9. Describe how the age of oceanic crust provides evidence for plate tectonics.

The age of oceanic crust varies and provides strong evidence for plate tectonics. New oceanic crust forms at mid-ocean ridges where plates diverge, and magma cools to create new rock. This crust is youngest at the ridge and gets progressively older further away. Scientists use radioactive dating to measure this age difference. This pattern of ages shows that ocean floors spread outwards from ridges, supporting the idea of sea-floor spreading. The oceanic crust eventually subducts at trenches, recycling the crust back into the mantle. This continuous process of creation and destruction of oceanic crust confirms that plates are constantly moving, which is a key part of plate tectonic theory.

10. Discuss the impact of plate tectonics on human populations.

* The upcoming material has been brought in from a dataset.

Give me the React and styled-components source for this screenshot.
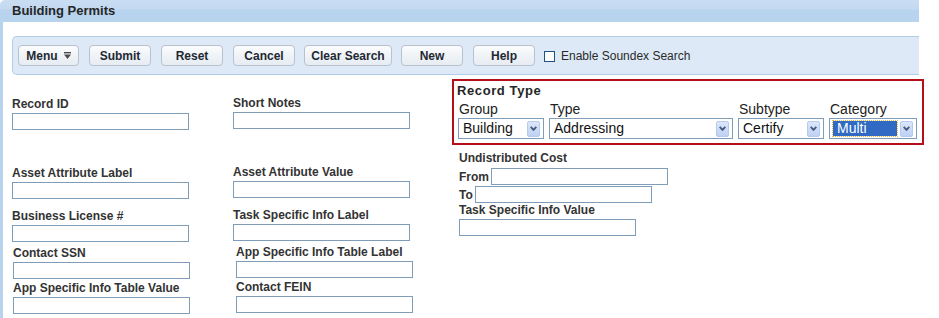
import React from "react";
import styled, { createGlobalStyle } from "styled-components";

const GlobalStyle = createGlobalStyle`
  body {
    margin: 0;
    background: #fff;
    font-family: "Liberation Sans", Arial, sans-serif;
  }
`;

const leftFields = [
  { label: "Record ID", top: 22 },
  { label: "Asset Attribute Label", top: 36 },
  { label: "Business License #", top: 10 },
  { label: "Contact SSN", top: 4, indent: 1 },
  { label: "App Specific Info Table Value", top: 2, indent: 1 },
];

const middleFields = [
  { label: "Short Notes", top: 21 },
  { label: "Asset Attribute Value", top: 36 },
  { label: "Task Specific Info Label", top: 10 },
  { label: "App Specific Info Table Label", top: 4, indent: 3 },
  { label: "Contact FEIN", top: 2, indent: 3 },
];

const toolbarButtons = [
  { text: "Submit", gap: 10 },
  { text: "Reset", gap: 10 },
  { text: "Cancel", gap: 10 },
  { text: "Clear Search", gap: 9, width: 88 },
  { text: "New", gap: 9 },
  { text: "Help", gap: 10 },
];

const recordSelects = [
  { label: "Group", value: "Building", width: 86 },
  { label: "Type", value: "Addressing", width: 184 },
  { label: "Subtype", value: "Certify", width: 86 },
  { label: "Category", value: "Multi", width: 88, focused: true },
];

function MenuGlyph() {
  return (
    <svg width="7" height="7" viewBox="0 0 7 7">
      <rect x="0" y="0" width="7" height="1.4" fill="#4b4b4b" />
      <path d="M0 2.6 H7 L3.5 7 Z" fill="#4b4b4b" />
    </svg>
  );
}

function Chevron() {
  return (
    <svg width="7" height="5" viewBox="0 0 7 5">
      <path d="M0.7 0.9 L3.5 3.9 L6.3 0.9" fill="none" stroke="#455878" strokeWidth="1.8" />
    </svg>
  );
}

function FieldColumn({ fields, width }) {
  return (
    <Column $width={width}>
      {fields.map((f) => (
        <Field key={f.label} $top={f.top} $indent={f.indent || 0}>
          <Label>{f.label}</Label>
          <TextBox type="text" />
        </Field>
      ))}
    </Column>
  );
}

export default function App() {
  return (
    <Page>
      <GlobalStyle />
      <Header>Building Permits</Header>
      <Frame>
        <Content>
          <Toolbar>
            <Button $width={61} $gap={0}>
              Menu <MenuGlyph />
            </Button>
            {toolbarButtons.map((b) => (
              <Button key={b.text} $width={b.width} $gap={b.gap}>
                {b.text}
              </Button>
            ))}
            <CheckOption>
              <CheckBox />
              Enable Soundex Search
            </CheckOption>
          </Toolbar>

          <Main>
            <FieldColumn fields={leftFields} width={221} />
            <FieldColumn fields={middleFields} width={219} />
            <Column $width={472}>
              <RecordBox>
                <RecordTitle>Record Type</RecordTitle>
                <SelectRow>
                  {recordSelects.map((s) => (
                    <SelectField key={s.label} $width={s.width}>
                      <SelectLabel>{s.label}</SelectLabel>
                      <SelectBox>
                        <SelectValue $focused={s.focused}>{s.value}</SelectValue>
                        <ArrowButton>
                          <Chevron />
                        </ArrowButton>
                      </SelectBox>
                    </SelectField>
                  ))}
                </SelectRow>
              </RecordBox>

              <Field $top={6} $indent={7}>
                <Label>Undistributed Cost</Label>
              </Field>
              <InlineField $top={1}>
                <InlineLabel>From</InlineLabel>
                <TextBox type="text" />
              </InlineField>
              <InlineField $top={1}>
                <InlineLabel>To</InlineLabel>
                <TextBox type="text" />
              </InlineField>
              <Field $top={0} $indent={7}>
                <Label>Task Specific Info Value</Label>
                <TextBox type="text" />
              </Field>
            </Column>
          </Main>
        </Content>
      </Frame>
    </Page>
  );
}

const Page = styled.div`
  width: 924px;
`;

const Header = styled.div`
  margin-right: 5px;
  height: 22px;
  padding-left: 12px;
  border-radius: 5px 0 0 0;
  background: linear-gradient(
    #c9def2 0,
    #c3d9f0 9px,
    #b8d3ed 10px,
    #b8d3ed 21px,
    #bcd6ef 22px
  );
  color: #262626;
  font-size: 13px;
  font-weight: bold;
  line-height: 22px;
`;

const Frame = styled.div`
  padding-left: 3px;
  background: linear-gradient(to right, #b8d3ed 3px, #fff 3px);
`;

const Content = styled.div`
  min-height: 296px;
  padding-top: 14px;
  background: #fff;
  border-top-left-radius: 4px;
`;

const Toolbar = styled.div`
  display: flex;
  align-items: flex-start;
  height: 39px;
  box-sizing: border-box;
  margin: 0 5px 0 9px;
  padding: 8px 5px 8px;
  background: #dde9f6;
  border: 1px solid #b1cee9;
  border-right: none;
  border-radius: 5px 0 0 5px;
`;

const Button = styled.button`
  display: flex;
  align-items: center;
  justify-content: center;
  flex: 0 0 auto;
  gap: 6px;
  width: ${(p) => p.$width || 62}px;
  height: 21px;
  margin: 0 0 0 ${(p) => p.$gap}px;
  padding: 0;
  box-sizing: border-box;
  border: 1px solid #b7c2cd;
  border-radius: 4px;
  background: linear-gradient(#fbfcfd, #eef2f6 60%, #e6ecf2);
  color: #1f2933;
  font-family: "Liberation Sans", Arial, sans-serif;
  font-size: 12px;
  font-weight: bold;
  white-space: nowrap;
  cursor: pointer;
`;

const CheckOption = styled.label`
  display: flex;
  align-items: center;
  height: 21px;
  margin-left: 9px;
  color: #2a2a2a;
  font-size: 12px;
`;

const CheckBox = styled.span`
  width: 11px;
  height: 11px;
  margin: 1px 6px 0 0;
  box-sizing: border-box;
  border: 1px solid #1d5283;
  background: #fff;
`;

const Main = styled.div`
  display: flex;
  align-items: flex-start;
  padding-left: 9px;
`;

const Column = styled.div`
  display: flex;
  flex-direction: column;
  width: ${(p) => p.$width}px;
  flex-shrink: 0;
`;

const Field = styled.div`
  margin-top: ${(p) => p.$top}px;
  margin-left: ${(p) => p.$indent}px;
`;

const Label = styled.div`
  margin-bottom: 1px;
  color: #333;
  font-size: 12px;
  font-weight: bold;
  line-height: 15px;
  white-space: nowrap;
`;

const TextBox = styled.input`
  display: block;
  width: 177px;
  height: 17px;
  padding: 0 2px;
  box-sizing: border-box;
  border: 1px solid #7f9db9;
  background: #fff;
  outline: none;
`;

const InlineField = styled.div`
  display: flex;
  align-items: center;
  margin: ${(p) => p.$top}px 0 0 7px;
`;

const InlineLabel = styled.span`
  margin-right: 2px;
  color: #333;
  font-size: 12px;
  font-weight: bold;
`;

const RecordBox = styled.div`
  margin-top: 4px;
  padding: 2px 4px 4px 3px;
  box-sizing: border-box;
  border: 2px solid #b3101a;
`;

const RecordTitle = styled.div`
  color: #262626;
  font-size: 13px;
  font-weight: bold;
  line-height: 16px;
  letter-spacing: 0.6px;
`;

const SelectRow = styled.div`
  display: flex;
  gap: 5px;
  margin-top: 2px;
  padding-left: 1px;
`;

const SelectField = styled.div`
  display: flex;
  flex-direction: column;
  width: ${(p) => p.$width}px;
`;

const SelectLabel = styled.div`
  margin-bottom: 1px;
  padding-left: 1px;
  color: #222;
  font-size: 14px;
  line-height: 16px;
`;

const SelectBox = styled.div`
  display: flex;
  align-items: center;
  height: 21px;
  padding: 0 3px 0 2px;
  box-sizing: border-box;
  border: 1px solid #7f9db9;
  background: #fff;
  font-size: 14px;
  color: #111;
`;

const SelectValue = styled.span`
  flex: 1;
  overflow: hidden;
  white-space: nowrap;
  line-height: 15px;
  padding-left: ${(p) => (p.$focused ? "4px" : "2px")};
  margin: ${(p) => (p.$focused ? "0 3px 0 1px" : "0")};
  background: ${(p) => (p.$focused ? "#316ac5" : "transparent")};
  color: ${(p) => (p.$focused ? "#fff" : "#111")};
  outline: ${(p) => (p.$focused ? "1px dotted #e9b94a" : "none")};
`;

const ArrowButton = styled.span`
  display: flex;
  align-items: center;
  justify-content: center;
  width: 13px;
  height: 16px;
  box-sizing: border-box;
  border: 1px solid #b6c9ee;
  border-radius: 2px;
  background: linear-gradient(#dbe6fb, #bfd1f4);
`;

Plate tectonics impacts human populations mainly through natural hazards like earthquakes, volcanic eruptions, and tsunamis. These events can cause loss of life, damage infrastructure, and disrupt economies. For example, earthquakes along the San Andreas Fault affect millions in California. Volcanic eruptions can destroy towns and affect air travel. Understanding tectonic processes helps governments prepare for and reduce risks through building earthquake-resistant structures and developing early warning systems. Plate tectonics also shapes landscapes that influence where people live and farm. Mountain ranges, fertile volcanic soils, and mineral resources are all results of tectonic activity that affect human settlement. In summary, plate tectonics both create opportunities and pose risks for human societies around the world.